Je souhaite tout d’abord saluer Mme Jeanine Dubié, députée, auteure de la proposition de loi que nous examinons.
Je voudrais citer ensuite Mme Véronique Tixier, qui, en septembre 2020, a déposé sur la plateforme de pétition du Sénat un court texte intitulé Désolidarisation des revenus du conjoint pour le paiement de l ’ allocation aux adultes handicapés. Sa proposition a rapidement recueilli de nombreux soutiens, jusqu’à dépasser le seuil requis pour saisir la Conférence des présidents. Cette dernière n’a toutefois pas attendu les 100 000 signatures pour décider d’inscrire à l’ordre du jour, sur proposition de la commission des affaires sociales, le véhicule législatif propre à répondre à cette demande.
Mais Mme Tixier elle-même doit aussi beaucoup au président Larcher. C’est en effet le groupe de travail placé sous sa présidence qui a souhaité la création d’une telle plateforme, en janvier 2020, pour revivifier les procédures de démocratie participative et, ainsi, enrichir la démocratie représentative. Nous en avons cet après-midi la preuve : ce mécanisme constitue une courroie de transmission rapide et efficace des souhaits de nos concitoyens qui nous permet cet après-midi de débattre à nouveau de l’allocation aux adultes handicapés.

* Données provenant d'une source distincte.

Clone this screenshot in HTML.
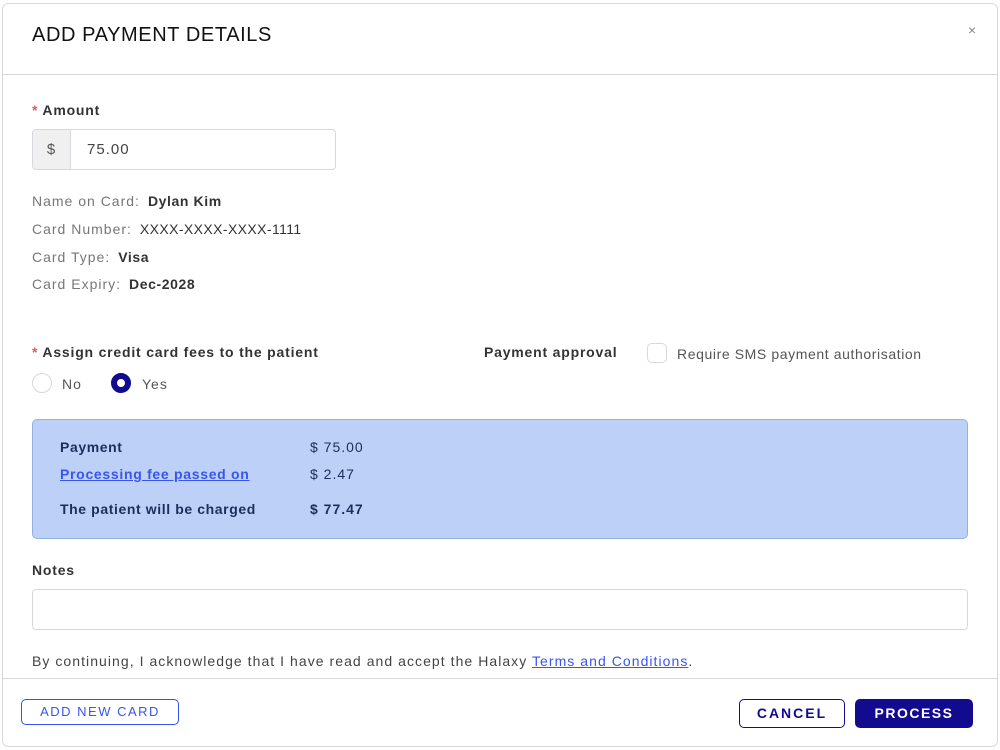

Je dis « débattre à nouveau de l’AAH » par souci de concision, car ce débat est, plus exactement, une occasion de clarifier notre système de protection sociale. La déconjugalisation de l’AAH est en effet tout, sauf une mesure technique. Elle tient en une ligne dans le code de la sécurité sociale, mais c’est une ligne fondamentale dans notre logiciel de solidarité.
En rejetant la proposition de loi analogue de nos collègues du groupe CRCE en octobre 2018, le Sénat n’avait d’ailleurs fait que défendre une logique d’ensemble, selon laquelle nos prestations sociales prennent en compte la composition d’un foyer donné. C’est cette logique qui fait l’objet du débat, que les derniers mois ont éclairé d’une lumière complètement nouvelle.

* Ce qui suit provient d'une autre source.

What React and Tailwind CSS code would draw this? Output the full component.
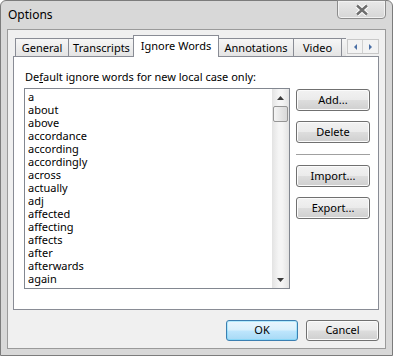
import React from "react";

// Windows 7 basic look for the Options dialog
const FONT = "font-['Noto_Sans',sans-serif]";
const BTN =
  "flex items-center justify-center rounded-[3px] border border-[#707070] bg-[linear-gradient(to_bottom,#f2f2f2_0%,#ebebeb_48%,#dddddd_52%,#cfcfcf_100%)] shadow-[inset_0_0_0_1px_#fbfbfb] text-[11px] text-black";

const WORDS = [
  "a",
  "about",
  "above",
  "accordance",
  "according",
  "accordingly",
  "across",
  "actually",
  "adj",
  "affected",
  "affecting",
  "affects",
  "after",
  "afterwards",
  "again",
];

const TABS = [
  { name: "General", w: "w-[53px]" },
  { name: "Transcripts", w: "w-[66px]" },
  { name: "Ignore Words", w: "w-[86px]", active: true },
  { name: "Annotations", w: "w-[75px]" },
  { name: "Video", w: "w-[48px]" },
];

const CloseGlyph = () => (
  <svg width="14" height="12" viewBox="0 0 14 12">
    <path d="M2 1.5 L12 10.5 M12 1.5 L2 10.5" stroke="#ffffff" strokeWidth="4.5" />
    <path d="M2 1.5 L12 10.5 M12 1.5 L2 10.5" stroke="#6e6e6e" strokeWidth="2.4" />
  </svg>
);

const Tri = ({ dir, color = "#000" }) => {
  const pts = {
    up: "0,4 3.5,0 7,4",
    down: "0,0 3.5,4 7,0",
    left: "3,0 0,3 3,6",
    right: "0,0 3,3 0,6",
  }[dir];
  const size = dir === "up" || dir === "down" ? [7, 4] : [3, 6];
  return (
    <svg width={size[0]} height={size[1]} viewBox={`0 0 ${size[0]} ${size[1]}`}>
      <polygon points={pts} fill={color} />
    </svg>
  );
};

const Tab = ({ tab }) =>
  tab.active ? (
    <div
      className={`${tab.w} -mx-px h-[22px] -mb-px relative z-10 border border-b-0 border-[#898c95] bg-white flex items-start justify-center pt-[2px] text-[11px] leading-[15px]`}
    >
      {tab.name}
    </div>
  ) : (
    <div
      className={`${tab.w} h-[18px] border border-b-0 border-r-0 border-[#898c95] bg-[linear-gradient(to_bottom,#f6f6f6,#e4e4e4)] flex items-center justify-center text-[11px] leading-[15px]`}
    >
      {tab.name}
    </div>
  );

export default function App() {
  return (
    <div
      className={`${FONT} w-[393px] h-[356px] bg-[#d8d8d8] border border-[#7c7c7c] rounded-t-[6px] flex flex-col text-black`}
    >
      {/* title bar */}
      <div className="h-[28px] flex items-start justify-between">
        <span className="ml-[7px] mt-[6px] text-[12px] leading-[16px]">Options</span>
        <div className="mr-[6px] -mt-px w-[49px] h-[19px] rounded-b-[4px] border border-[#8c8c8c] bg-[linear-gradient(to_bottom,#e9e9e9,#d6d6d6)] shadow-[inset_0_0_0_1px_#f2f2f2] flex items-center justify-center">
          <CloseGlyph />
        </div>
      </div>

      {/* client area */}
      <div className="mx-[6px] h-[320px] bg-[#f0f0f0] border border-[#9a9a9a] flex flex-col px-[5px] pt-[5px]">
        {/* tab strip */}
        <div className="h-[21px] flex items-end pl-[2px]">
          {TABS.map((t) => (
            <Tab key={t.name} tab={t} />
          ))}
          <div className="w-[5px] h-[18px] border-l border-t border-[#898c95] bg-[linear-gradient(to_bottom,#f6f6f6,#e4e4e4)]" />
          <div className="ml-px mb-[2px] flex h-[15px] border border-[#c8c8c8] bg-[#f3f3f3]">
            <div className="w-[15px] flex items-center justify-center border-r border-[#d0d0d0]">
              <Tri dir="left" color="#4a6fa5" />
            </div>
            <div className="w-[15px] flex items-center justify-center">
              <Tri dir="right" color="#4a6fa5" />
            </div>
          </div>
        </div>

        {/* tab panel */}
        <div className="w-[366px] h-[254px] border border-[#898c95] bg-white flex flex-col pl-[10px] pt-[12px]">
          <div className="ml-px text-[11px] leading-[15px]">
            De<span className="underline">f</span>ault ignore words for new local case only:
          </div>
          <div className="mt-[4px] flex items-start">
            {/* list box */}
            <div className="w-[266px] h-[201px] border border-[#828790] bg-white flex">
              <div className="flex-1 pl-[3px] pt-[1px] overflow-hidden">
                {WORDS.map((w) => (
                  <div key={w} className="text-[11px] leading-[13px] h-[13px]">
                    {w}
                  </div>
                ))}
              </div>
              <div className="w-[17px] h-full flex flex-col bg-[linear-gradient(to_right,#e3e3e3,#f5f5f5_40%,#f5f5f5_60%,#e3e3e3)]">
                <div className="h-[17px] flex items-center justify-center">
                  <Tri dir="up" color="#3a3a3a" />
                </div>
                <div className="mx-px h-[16px] rounded-[2px] border border-[#959595] bg-[linear-gradient(to_right,#f4f4f4,#e6e6e6_50%,#d8d8d8)]" />
                <div className="flex-1" />
                <div className="h-[17px] flex items-center justify-center">
                  <Tri dir="down" color="#3a3a3a" />
                </div>
              </div>
            </div>

            {/* side buttons */}
            <div className="ml-[6px] mt-px w-[74px] flex flex-col">
              <div className={`${BTN} h-[22px]`}>Add...</div>
              <div className={`${BTN} h-[22px] mt-[10px]`}>Delete</div>
              <div className="h-px bg-[#a0a0a0] mt-[11px] mb-[10px]" />
              <div className={`${BTN} h-[22px]`}>Import...</div>
              <div className={`${BTN} h-[22px] mt-[10px]`}>Export...</div>
            </div>
          </div>
        </div>

        {/* dialog buttons */}
        <div className="w-[366px] mt-[10px] flex justify-end gap-[8px]">
          <div className="w-[72px] h-[21px] flex items-center justify-center rounded-[3px] border border-[#3c7fb1] bg-[linear-gradient(to_bottom,#eaf6fd_0%,#d9f0fc_48%,#bee6fd_52%,#a7d9f5_100%)] shadow-[inset_0_0_0_1px_#48d2fb55] text-[11px]">
            OK
          </div>
          <div className={`${BTN} w-[73px] h-[21px]`}>Cancel</div>
        </div>
      </div>
    </div>
  );
}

Mais partons plutôt de la demande qui nous est adressée, avant de remonter aux grands principes.
Le montant de l’AAH est calculé en tenant compte des revenus du bénéficiaire et de ceux de son conjoint, lorsqu’il est en couple, lesquels ne doivent pas dépasser un certain plafond, qui prend par ailleurs en considération le nombre d’enfants.
Par conséquent, tel bénéficiaire de l’AAH qui s’installerait en couple avec quelqu’un dont les revenus, additionnés aux siens, dépasseraient le plafond fixé perdrait le bénéfice de son allocation.
Les associations de personnes handicapées appellent cela « le prix de l’amour ». Entre parenthèses, c’est une vue quelque peu réductrice, car certaines personnes handicapées, dont les revenus personnels sont au-dessus du plafond, deviennent bénéficiaires de l’AAH, en s’installant en couple avec quelqu’un dont les revenus sont si faibles que le plafond applicable aux couples n’est pas franchi.
Reste que la majorité des personnes, dont l’AAH est supprimée ou écrêtée du seul fait de leur statut conjugal, éprouve une frustration bien compréhensible à voir leur aspiration à l’autonomie aussi brutalement censurée. Peut-être même la dépendance à leur conjoint pour les dépenses quotidiennes leur serait-elle plus supportable si elle ne leur semblait pas imposée par l’entêtement inhérent à la pression d’une règle administrative.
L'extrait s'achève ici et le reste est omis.